Narra Borges, en uno de sus mejores cuentos, La Intrusa, de su obra El Aleph, la historia de dos entrañables hermanos que, enamorados de una misma mujer, la emprendieron uno contra el otro, profiriéndose insultos, desmanes, traiciones nocturnas para verse a escondidas, ambos a dos, con la que se estaba provocando la perdición de su hermandad.
Cansados de ese “monstruoso amor” que amenazaba con destruirlo todo, incluyendo los negocios, uno de los dos hermanos tuvo el sano juicio de decidir una salida honorable a esa terrible situación, la desaparición física de la beldad que los había vueltos distantes e iracundos.
Más cerca en el tiempo, y casi como un cuento de Borges, o quizás simulando la historia bíblica de Caín y Abel, dos hermanos políticos han iniciado una lucha intestina como si se pelearan por el amor de una mujer aunque, en este caso, esta se viste de poder y gobierno. Inmisericordemente, y sin que nadie se lo pidiera, han revelado traiciones y conjuras que solo ellos mismos pactaron y negociaron, al margen del bien común y de la sociedad; han puesto al desnudo sus mayores miserias humanas y ambiciones, algo inusual en la gestión política pública y en la administración de cualquier Gobierno del Estado. Ni Borges ni la Biblia lo hubieran escrito mejor.
El problema, sin embargo, es más complejo que los insultos sin nombre de dos líderes, y mucho más complicado que la división de un Partido o la renuncia masiva de parte de la membresía; se trata de una sociedad que se viene cayendo a pedazos desde hace un buen tiempo, de un pueblo que ha dejado de creer en todo, y de una economía que, cuando la miras por dentro y observas los muros que la sostienen, te percatas de su fragilidad en términos fiscales, del agotamiento de su política monetaria y de su inexistente política de oferta, a pesar de la cháchara.
Pero, bajo este escenario, los hermanos insisten en creerse predestinados, invencibles uno contra el otro, arrastrando a su paso a empresas y ciudadanos, mercados y ganancias, inversión y estabilidad, tranquilidad familiar e ingresos.
No es cierto que vamos bien, mírelo de donde se mire.
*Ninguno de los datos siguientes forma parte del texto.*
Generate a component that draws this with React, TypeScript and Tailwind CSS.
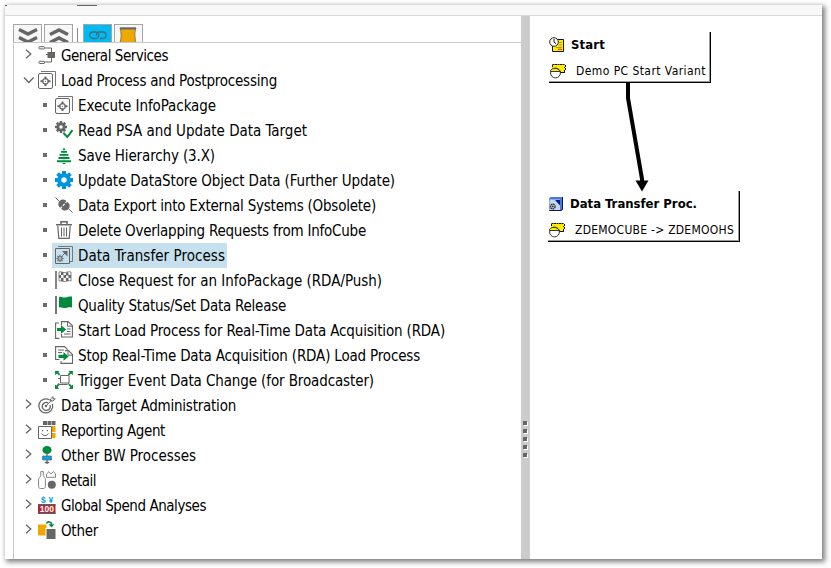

Ningún imperio se ha construido nunca en esas condiciones, y las mejores fortunas construidas por décadas han desaparecido en cuestión de días por la ambición desmedida y la irracionalidad de unos pocos. Estamos frente a un escenario inusual, poco común para la grandeza que implica un Estado y para la solemnidad de una primera magistratura, sea usted un ex o un inquilino actual.
Alguien, con la cabeza fría y el corazón caliente, debería intervenir y llamar al diálogo, antes de que estos dos hermanos, borrachos de amor por el poder, y negados a deponer sus armas por el bien colectivo, den la última puñalada a una sociedad que está gravemente herida, y a una economía que, aunque se quiera negar, le está subiendo, peligrosamente, la fiebre.